--- WORK TO BE COMPLETED ---
Transcribe everything in the data word for word. Pictures are left out.
======== GIVEN DATA ========
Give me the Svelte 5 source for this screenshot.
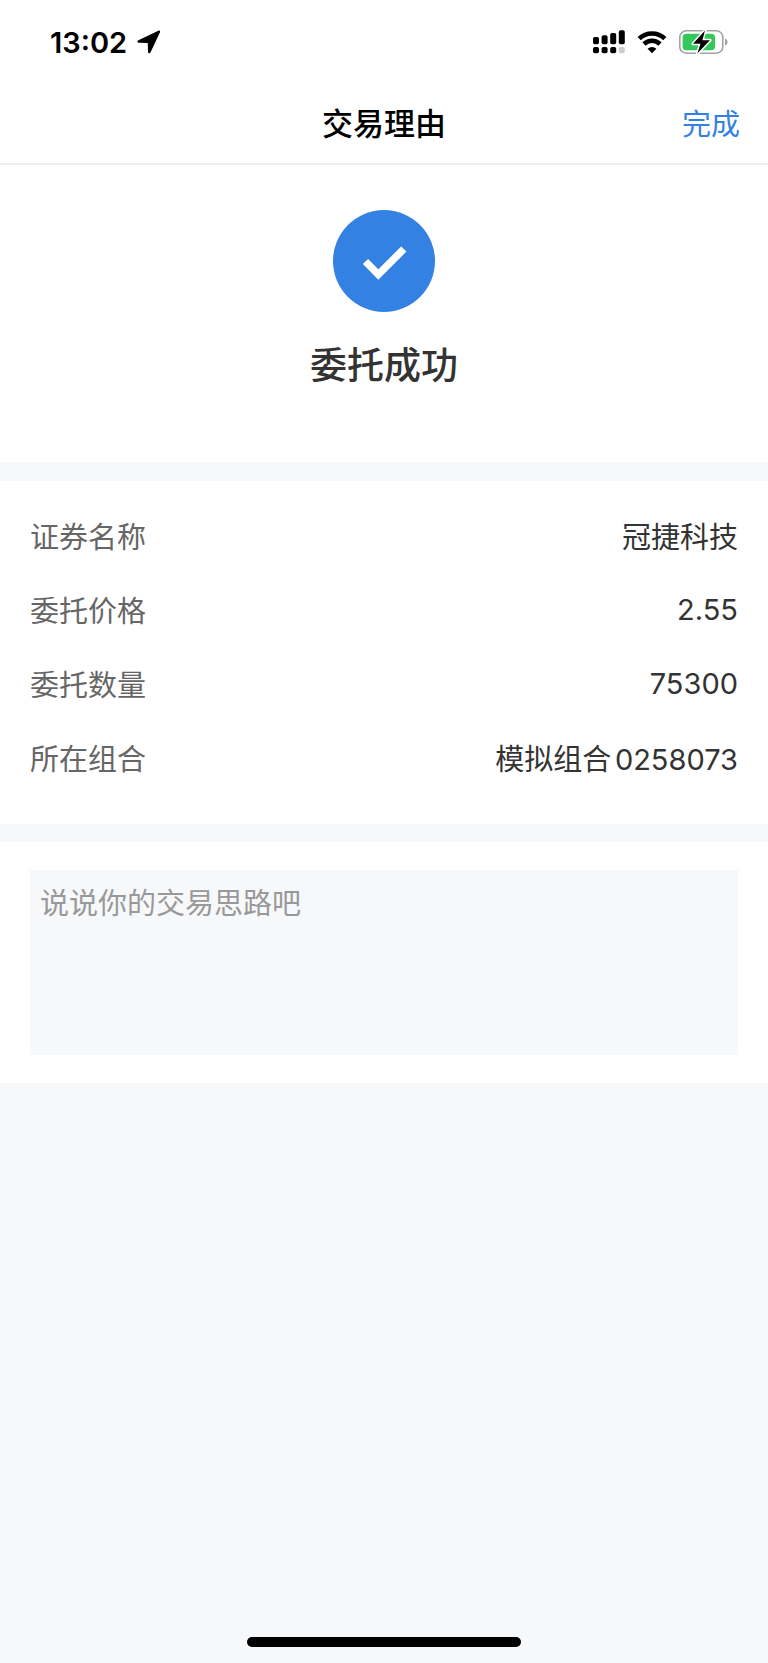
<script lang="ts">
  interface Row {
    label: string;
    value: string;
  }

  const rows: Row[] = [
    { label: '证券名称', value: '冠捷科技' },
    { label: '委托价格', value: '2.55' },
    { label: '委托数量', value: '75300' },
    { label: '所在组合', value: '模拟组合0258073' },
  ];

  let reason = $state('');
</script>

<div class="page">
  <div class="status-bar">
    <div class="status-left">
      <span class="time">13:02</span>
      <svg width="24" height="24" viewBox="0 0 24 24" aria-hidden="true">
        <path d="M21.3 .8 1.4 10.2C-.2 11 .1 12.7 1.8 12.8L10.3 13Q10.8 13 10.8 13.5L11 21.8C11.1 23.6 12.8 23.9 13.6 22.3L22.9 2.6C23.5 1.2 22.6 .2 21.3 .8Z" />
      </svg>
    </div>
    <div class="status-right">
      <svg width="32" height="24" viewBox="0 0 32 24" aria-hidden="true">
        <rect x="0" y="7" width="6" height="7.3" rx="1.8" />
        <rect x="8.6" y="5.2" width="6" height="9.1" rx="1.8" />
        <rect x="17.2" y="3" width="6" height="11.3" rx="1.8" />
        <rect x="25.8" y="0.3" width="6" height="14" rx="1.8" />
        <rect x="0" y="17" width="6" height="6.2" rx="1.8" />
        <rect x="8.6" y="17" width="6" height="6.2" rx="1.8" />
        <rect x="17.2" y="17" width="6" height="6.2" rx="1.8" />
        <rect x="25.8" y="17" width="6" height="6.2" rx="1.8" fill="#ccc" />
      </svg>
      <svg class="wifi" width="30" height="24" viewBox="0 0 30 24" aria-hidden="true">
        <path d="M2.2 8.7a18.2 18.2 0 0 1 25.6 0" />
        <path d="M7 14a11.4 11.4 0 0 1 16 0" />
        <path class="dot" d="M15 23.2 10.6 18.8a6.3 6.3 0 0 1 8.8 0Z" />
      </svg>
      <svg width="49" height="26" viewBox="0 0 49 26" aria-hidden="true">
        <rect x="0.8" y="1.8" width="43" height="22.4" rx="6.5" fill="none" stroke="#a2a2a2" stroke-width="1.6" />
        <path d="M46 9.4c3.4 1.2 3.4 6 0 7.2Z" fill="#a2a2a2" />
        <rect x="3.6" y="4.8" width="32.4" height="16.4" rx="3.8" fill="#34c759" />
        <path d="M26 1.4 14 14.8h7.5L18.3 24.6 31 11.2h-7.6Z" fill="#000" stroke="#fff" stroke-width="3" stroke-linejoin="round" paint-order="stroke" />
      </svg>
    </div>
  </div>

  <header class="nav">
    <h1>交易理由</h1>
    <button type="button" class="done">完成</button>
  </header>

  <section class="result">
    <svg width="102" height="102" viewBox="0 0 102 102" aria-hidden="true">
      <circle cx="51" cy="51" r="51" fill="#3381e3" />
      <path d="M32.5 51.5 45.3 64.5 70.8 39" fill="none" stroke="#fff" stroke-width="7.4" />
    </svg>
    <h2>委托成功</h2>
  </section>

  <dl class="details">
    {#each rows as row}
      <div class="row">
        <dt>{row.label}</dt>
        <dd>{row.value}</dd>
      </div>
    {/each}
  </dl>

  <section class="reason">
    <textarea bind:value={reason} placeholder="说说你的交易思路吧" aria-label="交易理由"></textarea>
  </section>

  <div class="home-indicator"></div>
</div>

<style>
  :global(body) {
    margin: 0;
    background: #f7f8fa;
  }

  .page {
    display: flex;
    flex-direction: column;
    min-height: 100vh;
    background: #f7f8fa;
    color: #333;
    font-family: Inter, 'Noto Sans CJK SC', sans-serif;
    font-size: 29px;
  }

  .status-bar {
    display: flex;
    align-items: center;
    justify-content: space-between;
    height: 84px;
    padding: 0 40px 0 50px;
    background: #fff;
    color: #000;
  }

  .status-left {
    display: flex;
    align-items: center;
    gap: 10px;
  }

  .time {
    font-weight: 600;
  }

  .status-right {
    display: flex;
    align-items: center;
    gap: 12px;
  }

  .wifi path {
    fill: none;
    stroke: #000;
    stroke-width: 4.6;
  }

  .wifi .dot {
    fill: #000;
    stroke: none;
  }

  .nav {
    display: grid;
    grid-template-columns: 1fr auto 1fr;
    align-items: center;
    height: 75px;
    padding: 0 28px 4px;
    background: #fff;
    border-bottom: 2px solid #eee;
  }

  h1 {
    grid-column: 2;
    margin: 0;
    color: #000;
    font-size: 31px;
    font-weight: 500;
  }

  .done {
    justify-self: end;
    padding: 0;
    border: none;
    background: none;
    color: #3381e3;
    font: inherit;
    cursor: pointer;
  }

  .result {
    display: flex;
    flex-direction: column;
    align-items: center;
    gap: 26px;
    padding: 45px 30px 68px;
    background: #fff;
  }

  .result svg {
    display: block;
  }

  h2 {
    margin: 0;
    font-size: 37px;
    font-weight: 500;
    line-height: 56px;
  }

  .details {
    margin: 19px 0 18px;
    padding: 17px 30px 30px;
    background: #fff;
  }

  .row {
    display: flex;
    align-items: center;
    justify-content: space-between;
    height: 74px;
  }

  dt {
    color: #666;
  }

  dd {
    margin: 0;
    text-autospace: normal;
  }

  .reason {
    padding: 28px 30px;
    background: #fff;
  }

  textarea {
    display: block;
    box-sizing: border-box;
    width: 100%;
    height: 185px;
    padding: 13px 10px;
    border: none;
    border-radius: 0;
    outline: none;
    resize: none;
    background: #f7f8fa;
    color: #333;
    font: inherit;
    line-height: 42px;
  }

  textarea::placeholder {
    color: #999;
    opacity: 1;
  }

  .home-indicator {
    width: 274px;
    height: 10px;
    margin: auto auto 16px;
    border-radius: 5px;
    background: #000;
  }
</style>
========
--- RESULT FOR THIS TASK ---
Give me the Svelte 5 source for this screenshot.
<script lang="ts">
  interface Row {
    label: string;
    value: string;
  }

  const rows: Row[] = [
    { label: '证券名称', value: '冠捷科技' },
    { label: '委托价格', value: '2.55' },
    { label: '委托数量', value: '75300' },
    { label: '所在组合', value: '模拟组合0258073' },
  ];

  let reason = $state('');
</script>

<div class="page">
  <div class="status-bar">
    <div class="status-left">
      <span class="time">13:02</span>
      <svg width="24" height="24" viewBox="0 0 24 24" aria-hidden="true">
        <path d="M21.3 .8 1.4 10.2C-.2 11 .1 12.7 1.8 12.8L10.3 13Q10.8 13 10.8 13.5L11 21.8C11.1 23.6 12.8 23.9 13.6 22.3L22.9 2.6C23.5 1.2 22.6 .2 21.3 .8Z" />
      </svg>
    </div>
    <div class="status-right">
      <svg width="32" height="24" viewBox="0 0 32 24" aria-hidden="true">
        <rect x="0" y="7" width="6" height="7.3" rx="1.8" />
        <rect x="8.6" y="5.2" width="6" height="9.1" rx="1.8" />
        <rect x="17.2" y="3" width="6" height="11.3" rx="1.8" />
        <rect x="25.8" y="0.3" width="6" height="14" rx="1.8" />
        <rect x="0" y="17" width="6" height="6.2" rx="1.8" />
        <rect x="8.6" y="17" width="6" height="6.2" rx="1.8" />
        <rect x="17.2" y="17" width="6" height="6.2" rx="1.8" />
        <rect x="25.8" y="17" width="6" height="6.2" rx="1.8" fill="#ccc" />
      </svg>
      <svg class="wifi" width="30" height="24" viewBox="0 0 30 24" aria-hidden="true">
        <path d="M2.2 8.7a18.2 18.2 0 0 1 25.6 0" />
        <path d="M7 14a11.4 11.4 0 0 1 16 0" />
        <path class="dot" d="M15 23.2 10.6 18.8a6.3 6.3 0 0 1 8.8 0Z" />
      </svg>
      <svg width="49" height="26" viewBox="0 0 49 26" aria-hidden="true">
        <rect x="0.8" y="1.8" width="43" height="22.4" rx="6.5" fill="none" stroke="#a2a2a2" stroke-width="1.6" />
        <path d="M46 9.4c3.4 1.2 3.4 6 0 7.2Z" fill="#a2a2a2" />
        <rect x="3.6" y="4.8" width="32.4" height="16.4" rx="3.8" fill="#34c759" />
        <path d="M26 1.4 14 14.8h7.5L18.3 24.6 31 11.2h-7.6Z" fill="#000" stroke="#fff" stroke-width="3" stroke-linejoin="round" paint-order="stroke" />
      </svg>
    </div>
  </div>

  <header class="nav">
    <h1>交易理由</h1>
    <button type="button" class="done">完成</button>
  </header>

  <section class="result">
    <svg width="102" height="102" viewBox="0 0 102 102" aria-hidden="true">
      <circle cx="51" cy="51" r="51" fill="#3381e3" />
      <path d="M32.5 51.5 45.3 64.5 70.8 39" fill="none" stroke="#fff" stroke-width="7.4" />
    </svg>
    <h2>委托成功</h2>
  </section>

  <dl class="details">
    {#each rows as row}
      <div class="row">
        <dt>{row.label}</dt>
        <dd>{row.value}</dd>
      </div>
    {/each}
  </dl>

  <section class="reason">
    <textarea bind:value={reason} placeholder="说说你的交易思路吧" aria-label="交易理由"></textarea>
  </section>

  <div class="home-indicator"></div>
</div>

<style>
  :global(body) {
    margin: 0;
    background: #f7f8fa;
  }

  .page {
    display: flex;
    flex-direction: column;
    min-height: 100vh;
    background: #f7f8fa;
    color: #333;
    font-family: Inter, 'Noto Sans CJK SC', sans-serif;
    font-size: 29px;
  }

  .status-bar {
    display: flex;
    align-items: center;
    justify-content: space-between;
    height: 84px;
    padding: 0 40px 0 50px;
    background: #fff;
    color: #000;
  }

  .status-left {
    display: flex;
    align-items: center;
    gap: 10px;
  }

  .time {
    font-weight: 600;
  }

  .status-right {
    display: flex;
    align-items: center;
    gap: 12px;
  }

  .wifi path {
    fill: none;
    stroke: #000;
    stroke-width: 4.6;
  }

  .wifi .dot {
    fill: #000;
    stroke: none;
  }

  .nav {
    display: grid;
    grid-template-columns: 1fr auto 1fr;
    align-items: center;
    height: 75px;
    padding: 0 28px 4px;
    background: #fff;
    border-bottom: 2px solid #eee;
  }

  h1 {
    grid-column: 2;
    margin: 0;
    color: #000;
    font-size: 31px;
    font-weight: 500;
  }

  .done {
    justify-self: end;
    padding: 0;
    border: none;
    background: none;
    color: #3381e3;
    font: inherit;
    cursor: pointer;
  }

  .result {
    display: flex;
    flex-direction: column;
    align-items: center;
    gap: 26px;
    padding: 45px 30px 68px;
    background: #fff;
  }

  .result svg {
    display: block;
  }

  h2 {
    margin: 0;
    font-size: 37px;
    font-weight: 500;
    line-height: 56px;
  }

  .details {
    margin: 19px 0 18px;
    padding: 17px 30px 30px;
    background: #fff;
  }

  .row {
    display: flex;
    align-items: center;
    justify-content: space-between;
    height: 74px;
  }

  dt {
    color: #666;
  }

  dd {
    margin: 0;
    text-autospace: normal;
  }

  .reason {
    padding: 28px 30px;
    background: #fff;
  }

  textarea {
    display: block;
    box-sizing: border-box;
    width: 100%;
    height: 185px;
    padding: 13px 10px;
    border: none;
    border-radius: 0;
    outline: none;
    resize: none;
    background: #f7f8fa;
    color: #333;
    font: inherit;
    line-height: 42px;
  }

  textarea::placeholder {
    color: #999;
    opacity: 1;
  }

  .home-indicator {
    width: 274px;
    height: 10px;
    margin: auto auto 16px;
    border-radius: 5px;
    background: #000;
  }
</style>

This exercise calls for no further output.